Talented Australians wishing to do their courses or research in these overseas locations, with all the resulting language and cultural side-benefits, should be able to access the scholarship places available at the foreign locations, alongside local scholarship holders.
We should establish major food and emergency supply reserves
We should also provide the defence force logistics, lift and deployment capacities necessary to rapidly deliver these reserves in response to natural disasters and war. The defence lift and deployment capacity should also be capable of supporting, sustaining, and protecting peace making and keeping campaigns.

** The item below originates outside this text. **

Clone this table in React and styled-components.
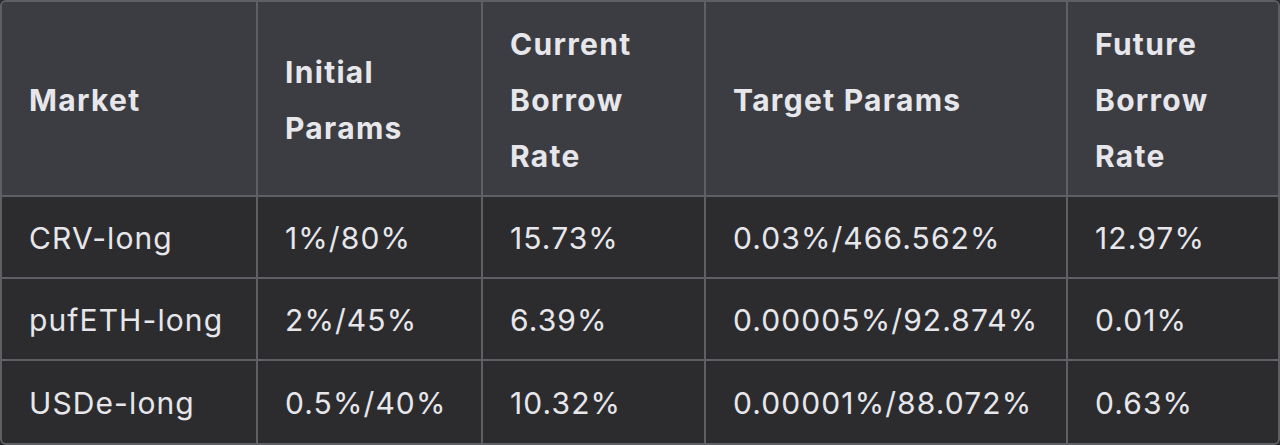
import React from "react";
import styled, { createGlobalStyle } from "styled-components";

const Global = createGlobalStyle`
  html, body { margin: 0; padding: 0; background: #2a2a2d; }
  body { font-family: Inter, "Noto Sans", "Liberation Sans", sans-serif; }
`;

const Wrap = styled.div`
  width: 1280px;
  height: 445px;
  box-sizing: border-box;
  border: 2px solid #5f5f66;
  border-radius: 6px;
  overflow: hidden;
  background: #2c2c2f;
`;

const Table = styled.table`
  width: 100%;
  border-collapse: separate;
  border-spacing: 0;
  table-layout: fixed;
  color: #e7e7eb;
  font-size: 30px;
`;

const Th = styled.th`
  background: #3c3d42;
  text-align: left;
  font-weight: 700;
  letter-spacing: 1.3px;
  line-height: 56px;
  height: 195px;
  padding: 2px 16px 0 27px;
  box-sizing: border-box;
  vertical-align: middle;
  border-right: ${(p) => (p.$last ? "none" : "2px solid #5f5f66")};
  border-bottom: 2px solid #5f5f66;
`;

const Td = styled.td`
  text-align: left;
  font-weight: 400;
  letter-spacing: 1.1px;
  line-height: 56px;
  height: 82px;
  padding: 2px 8px 0 27px;
  box-sizing: border-box;
  white-space: nowrap;
  border-right: ${(p) => (p.$last ? "none" : "2px solid #5f5f66")};
  border-bottom: ${(p) => (p.$lastRow ? "none" : "2px solid #5f5f66")};
`;

const widths = [256, 225, 223, 362, 210];
const headers = [
  ["Market"],
  ["Initial", "Params"],
  ["Current", "Borrow", "Rate"],
  ["Target Params"],
  ["Future", "Borrow", "Rate"],
];
const rows = [
  ["CRV-long", "1%/80%", "15.73%", "0.03%/466.562%", "12.97%"],
  ["pufETH-long", "2%/45%", "6.39%", "0.00005%/92.874%", "0.01%"],
  ["USDe-long", "0.5%/40%", "10.32%", "0.00001%/88.072%", "0.63%"],
];

export default function App() {
  return (
    <>
      <Global />
      <Wrap>
        <Table>
          <colgroup>
            {widths.map((w, i) => (
              <col key={i} style={{ width: w }} />
            ))}
          </colgroup>
          <thead>
            <tr>
              {headers.map((h, i) => (
                <Th key={i} $last={i === headers.length - 1}>
                  {h.map((line, j) => (
                    <React.Fragment key={j}>
                      {j > 0 && <br />}
                      {line}
                    </React.Fragment>
                  ))}
                </Th>
              ))}
            </tr>
          </thead>
          <tbody>
            {rows.map((r, ri) => (
              <tr key={ri}>
                {r.map((c, ci) => (
                  <Td key={ci} $last={ci === r.length - 1} $lastRow={ri === rows.length - 1}>
                    {c}
                  </Td>
                ))}
              </tr>
            ))}
          </tbody>
        </Table>
      </Wrap>
    </>
  );
}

There should be joint and regular exercises with regional defence forces, and Indonesian and Indian defence forces in particular, to ensure emergency and peace-keeping preparedness and effectiveness. The costs of such reserves and programs should be treated as aid expenditure.
We should create an Australian Micro-Credit Fund
The fund should release significant capital to Australian banks willing to establish themselves in South Asia, South East Asia and East Africa and deliver micro-finance lending programs as part of their business. The aim will be to inject the capital that will allow growing middle classes to purchase products and services from the micro-businesses that can emerge with such support from amongst the poor.
Existing lending programs focused on small businesses run by women, and with linked health and education programs that they fund from their own success, already exist as benchmarks.
No more hand-outs to foreign governments or multilateral bureaucracies in the vain hope of currying diplomatic favor. No more funding for NGOs – they would have to rely on education campaigns and the marketing of their causes to donors to do the work they favor. Just investments that build on Australian strengths, nurture people-to-people understanding, and deliver mutual benefits to Australians and the citizens of the countries in which our tertiary and financial institutions invest.
Two billion dollars per annum in each investment area could be a good redirection of our current and projected aid investment. As there would be a much clearer benefit to Australians from these programs, sustaining a growing allocation for overseas investments should be easier politically.
Thousands of talented overseas students linked to our international research universities; thousands of young Australians learning foreign languages and cultures as they study fully funded overseas-based courses; well-funded, leading edge, world transforming Australian-led research programs; thousands of micro-businesses pulling the poor up into small business oriented middle classes, with the longer-term impact of self-replenishing and growing credit funds; a capacity to reach out effectively in disaster and war to feed and protect, with highly mobile, emergency ready, defence-based deployment capabilities.
That’s the kind of focused, smart, hard-nosed aid program the Asian Century demands of Australian Governments.